Other long-running fairs exist to raise money for the local arts scene.

The Penrod Society’s annual fair
typically draws 25,000 and nets more than $100,000. The society distributes the money to local arts groups and a scholarship
program.

The Talbot Street fair directs its proceeds to local colleges and artists, supporting events that are
free and open to the public. This year the group expects to make grants and awards of about $13,000.

 These
relatively small sums take on more importance as other sources of arts funding dry up.

The Harrison Center for
the Arts, for example, relies on small and mid-sized grants, and received $1,000 to $2,000 from the Penrod Society. “The
great thing about grants like Penrod, it just shows a broad base of support for the organization,” Director Joanna Taft
said.

The Penrod Society is recovering from an odd turn of events.
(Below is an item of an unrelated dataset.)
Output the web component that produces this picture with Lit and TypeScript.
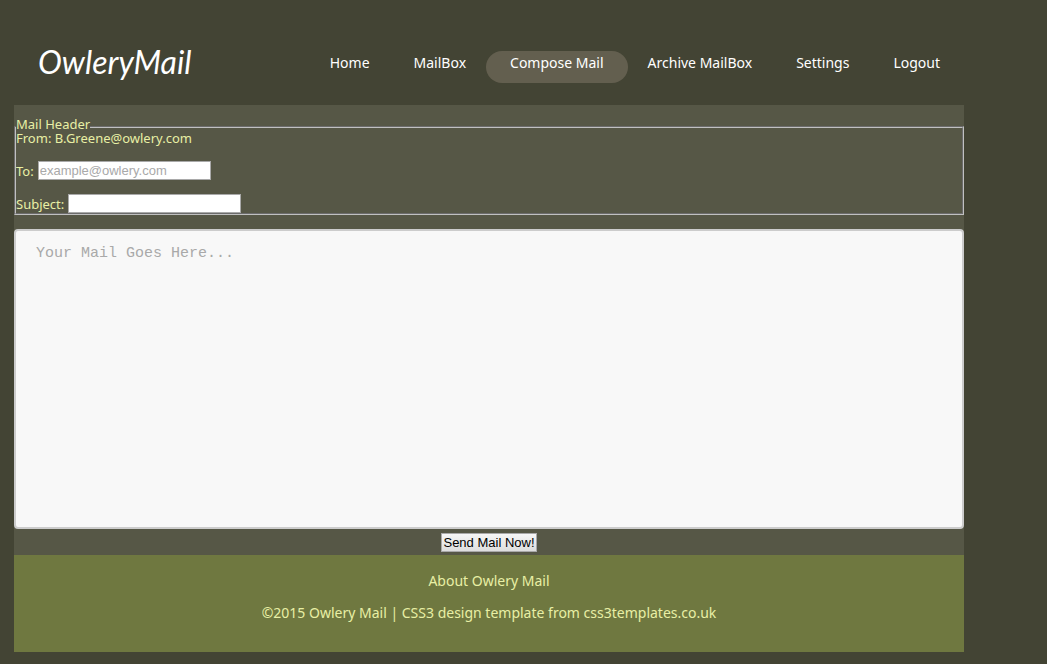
import { LitElement, html, css } from "lit";
import { customElement, state } from "lit/decorators.js";

const LINKS = ["Home", "MailBox", "Compose Mail", "Archive MailBox", "Settings", "Logout"];

@customElement("app-root")
export class AppRoot extends LitElement {
  @state() private current = "Compose Mail";

  static styles = css`
    :host {
      display: block;
      min-height: 100vh;
      box-sizing: border-box;
      padding: 0 14px 12px;
      background: #434434;
      color: #e8efa5;
      font: 14px/16px "Noto Sans", "Open Sans", sans-serif;
    }
    * {
      box-sizing: border-box;
    }
    .page {
      max-width: 950px;
    }
    .top {
      display: flex;
      justify-content: space-between;
      align-items: flex-start;
      min-height: 105px;
      padding: 32px 0 0 24px;
    }
    .logo {
      color: #fff;
      font: italic 400 32px/60px Lato, sans-serif;
      text-decoration: none;
      white-space: nowrap;
    }
    .menu {
      display: flex;
      margin: 19px 0 0;
      padding: 0 24px 0 0;
      gap: 44px;
      list-style: none;
    }
    .menu a {
      display: block;
      height: 32px;
      margin: 0 -24px;
      padding: 0 24px;
      border-radius: 16px;
      color: #fff;
      line-height: 24px;
      text-decoration: none;
      white-space: nowrap;
    }
    .menu a.on {
      background: #635f4f;
    }
    .body {
      padding-top: 12px;
      background: #565746;
    }
    .head {
      margin: 0;
      padding: 0;
      border: 2px groove #c0c0c0;
      min-width: 0;
      font-size: 13px;
      line-height: 14px;
    }
    .head legend {
      padding: 0 0 5px;
    }
    .row {
      display: flex;
      align-items: center;
      gap: 4px;
      margin-top: 14px;
    }
    .from {
      margin: -5px 0 16px;
    }
    .row input {
      width: 173px;
      height: 19px;
      padding: 1px;
      border: 1px solid #a9a9a9;
      border-radius: 0;
      background: #fff;
      color: #000;
      font: 13px "Liberation Sans", Arial, sans-serif;
    }
    ::placeholder {
      color: #a9a9a9;
      opacity: 1;
    }
    .mail {
      display: block;
      width: 100%;
      height: 300px;
      margin: 14px 0 4px;
      padding: 13px 20px;
      border: 2px solid #ccc;
      border-radius: 4px;
      background: #f8f8f8;
      color: #333;
      font: 15px/20px "Liberation Mono", monospace;
      resize: none;
    }
    .actions {
      display: flex;
      justify-content: center;
      padding-bottom: 3px;
    }
    .send {
      height: 19px;
      padding: 0 1px;
      border: 1px solid #a9a9a9;
      border-radius: 0;
      background: linear-gradient(#f6f6f6, #dedede);
      color: #000;
      font: 13px "Liberation Sans", Arial, sans-serif;
    }
    .foot {
      display: grid;
      gap: 12px;
      padding: 16px 0 29px;
      background: #6f7840;
      text-align: center;
    }
    .foot p {
      margin: 0;
      line-height: 20px;
    }
    .foot a {
      color: inherit;
      text-decoration: none;
    }
  `;

  render() {
    return html`
      <div class="page">
        <header class="top">
          <a class="logo" href="#home">OwleryMail</a>
          <nav>
            <ul class="menu">
              ${LINKS.map(
                (name) => html`<li>
                  <a href="#" class=${name === this.current ? "on" : ""} @click=${() => (this.current = name)}>${name}</a>
                </li>`
              )}
            </ul>
          </nav>
        </header>
        <form class="body" @submit=${(e: Event) => e.preventDefault()}>
          <fieldset class="head">
            <legend>Mail Header</legend>
            <p class="from">From: B.Greene@owlery.com</p>
            <div class="row">
              <label for="to">To:</label>
              <input id="to" type="email" placeholder="example@owlery.com" />
            </div>
            <div class="row">
              <label for="subject">Subject:</label>
              <input id="subject" type="text" />
            </div>
          </fieldset>
          <textarea class="mail" aria-label="Mail text" placeholder="Your Mail Goes Here..."></textarea>
          <div class="actions"><button class="send" type="submit">Send Mail Now!</button></div>
        </form>
        <footer class="foot">
          <p><a href="#about">About Owlery Mail</a></p>
          <p>©2015 Owlery Mail | CSS3 design template from <a href="#template">css3templates.co.uk</a></p>
        </footer>
      </div>
    `;
  }
}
A former society treasurer and local accountant
was accused of wiping out the society’s bank account after last year’s fair, and before it could distribute its
grants and scholarships.

Indianapolis Metropolitan Police are still investigating, but no charges have been filed.

The Penrod Arts Fair will be Sept. 12 at the Indianapolis Museum of Art. Fair Chairman Bill Leppert said the society
decided to go after title sponsors for the first time this year, but had limited success.

Penrod also broadened
its advertising to artists to ensure that its 350 booths would be full.